In electing to put Windows Phone on its smart phones, Nokia has turned Symbian into a "franchise platform". That sounds like anybody still using Symbian will be allowed to license Symbian from Nokia. With Nokia, Symbian's chief patron, now committed to Windows and the non-Apple world picking Android, this is putting Symbian out to pasture.

MeeGo, the open-source mobile Linux project Nokia entered into with such flourish a year ago with Intel, has been demoted from a platform play to a "project".

Intel and Nokia were the biggest backers of MeeGo, a project that helped put Intel's chips in smartphones. With the prime phone maker now putting its bets on Windows, it's questionable how many MeeGo-phones will now be build. Nokia had committed to one MeeGo phone this year.

Instead, it could be that MeeGo's focus now becomes non-phone deployments like in-car systems, set-top-boxes and netbooks.
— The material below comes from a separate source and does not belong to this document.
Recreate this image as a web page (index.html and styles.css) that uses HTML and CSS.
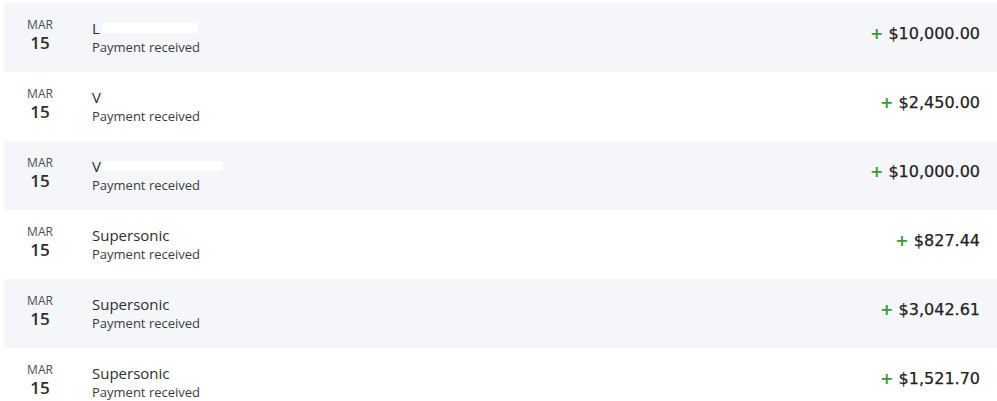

Intel has said it remains committed to MeeGo and welcomes Nokia's continued contribution to MeeGo open source. The MeeGo Project is officially housed with the Linux Foundation, which echoed Intel's comments, saying the chip giant is "really, really committed."

Foundation executive director Jim Zemlin told The Reg that while he's naturally disappointed with Nokia's choice to back Windows instead of MeeGo, MeeGo is a community project with input from people other than just Intel and Nokia.

Among those listed as MeeGo supporters are Acer, Novell, MontaVista Software, Wind River and a slew of car companies who've committed to MeeGo through the GENVI auto alliance.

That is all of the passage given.